2025-12-27 20:48:47 -06:00 · 2025-12-27 20:48:47 -06:00 · 5fa9cc8339
commit 5fa9cc8339
parent 3a21e25d27
1 changed files with 59 additions and 0 deletions
--- a/Technical_Decomp_Ignore.md
+++ b/Technical_Decomp_Ignore.md
@ -0,0 +1,59 @@
+## enroll/ignore.py
+
+### IgnorePolicy (dataclass)
+
+#### Purpose: the “don’t accidentally harvest secrets” gatekeeper.
+
+#### Fields:
+
+- deny_globs: list of fnmatch patterns that are always denied (unless dangerous=True)
+- defaults include /etc/shadow, /etc/ssl/private/*, SSH host keys, letsencrypt, etc.
+- allow_binary_globs: explicit allowlist of binary-ish config artifacts (APT keyrings etc.)

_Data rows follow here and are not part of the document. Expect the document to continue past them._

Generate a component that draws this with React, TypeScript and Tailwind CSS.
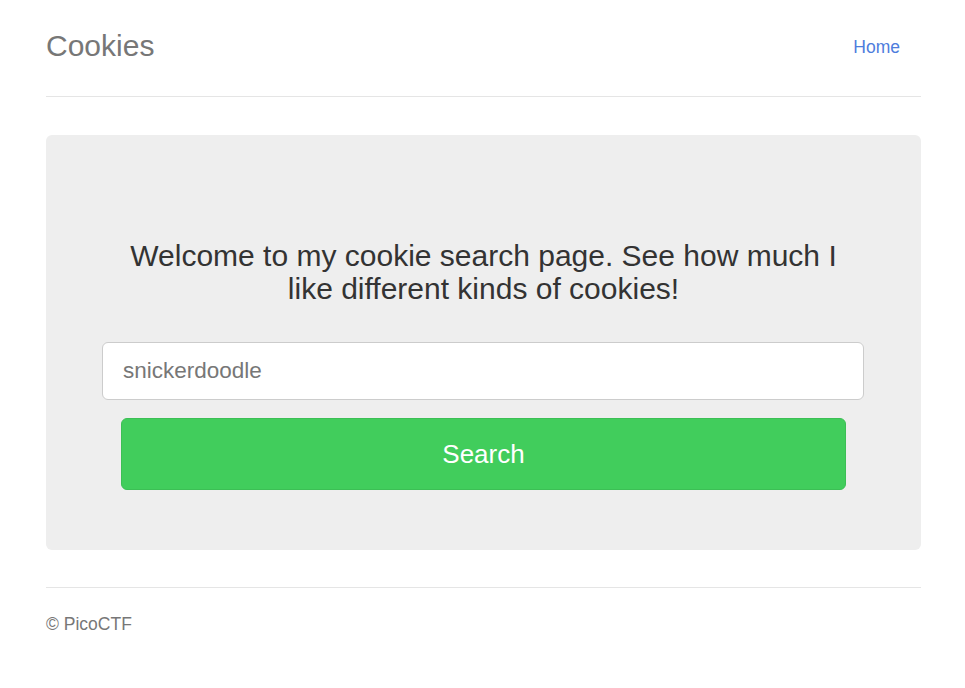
import React from "react";

export default function App() {
  return (
    <div className="min-h-[688px] bg-white" style={{ fontFamily: '"Liberation Sans", Arial, sans-serif' }}>
      <div className="ml-[46px] w-[875px]">
        <div className="flex h-[97px] items-center justify-between border-b border-[#e5e5e5]">
          <h3 className="text-[30px] leading-none text-[#777] pb-[4px]">Cookies</h3>
          <a className="mr-[21px] text-[17.5px] leading-none text-[#4e7ddd]">Home</a>
        </div>
        <div className="mt-[38px] h-[415px] rounded-[6px] bg-[#eeeeee] px-[56px] pt-[104px]">
          <h3 className="px-[25px] text-center text-[30px] leading-[33px] text-[#333]">
            Welcome to my cookie search page. See how much I like different kinds of cookies!
          </h3>
          <div className="mt-[37px] flex h-[58px] w-[762px] items-center rounded-[6px] border border-[#ccc] bg-white px-[20px] text-[22.5px] text-[#777]">
            snickerdoodle
          </div>
          <div className="ml-[19px] mt-[18px] flex h-[72px] w-[725px] items-center justify-center rounded-[6px] border border-[#3cbf55] bg-[#41cd5c] text-[26px] text-white">
            Search
          </div>
        </div>
        <div className="mt-[37px] border-t border-[#e5e5e5] pt-[28px] text-[17.5px] leading-none text-[#777]">
          © PicoCTF
        </div>
      </div>
    </div>
  );
}
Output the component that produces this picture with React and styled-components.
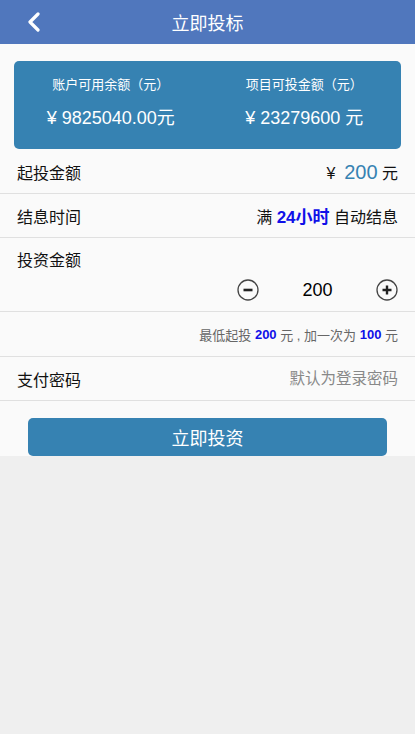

+- max_file_bytes: hard cap; default 256 KB
+- sample_bytes: how many bytes to inspect for content heuristics; default 64 KB
+- dangerous: if True, relaxes some safety checks
+
+#### Methods:
+
+##### __post_init__
+
+If deny_globs or allow_binary_globs weren’t passed, it fills them with the defaults.
+
+##### iter_effective_lines(content: bytes)
+
+Yields “meaningful” lines from a bytes blob by skipping:
+
+- empty lines
+- line comments starting with #, ;, //, or *
+- C-style block comments /* ... */ (best-effort state machine)
+
+This is used so secret scanning doesn’t trigger on commented-out examples.
+
+##### deny_reason(path: str) -> Optional[str]
+
+Returns a short deny code if the file should not be harvested; otherwise None.
+
+The decision pipeline is:
+
+- If path.endswith(".log") → "log_file" always denied.
+- If not dangerous:
+    - if path matches any deny glob → "denied_path"
+- os.stat() (follow symlinks):
+    - if stat fails → "unreadable"
+    - if size > max_file_bytes → "too_large"

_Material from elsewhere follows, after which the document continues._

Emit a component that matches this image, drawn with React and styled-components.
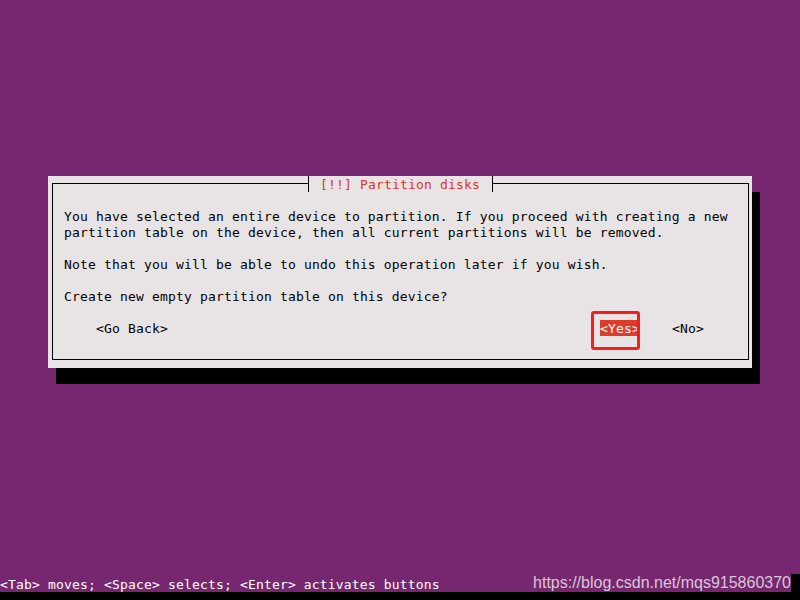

+    - if not a regular file or is symlink → "not_regular_file"
+- Read up to sample_bytes:
+    - if read fails → "unreadable"
+- Binary-like detection:
+    - if the sample contains NUL (b"\x00"):
+        - if path matches allow-binary globs → allowed
+        - else → "binary_like"
+    - Note: this binary check still applies even in dangerous=True.
+- If not dangerous:
+    - scan “effective lines” against regex patterns like:
+        - PEM private key headers
+        - password = ...
+        - keywords (token, secret, api_key, etc.)
+    - if matched → "sensitive_content"
+
+If nothing triggers, return None (allowed).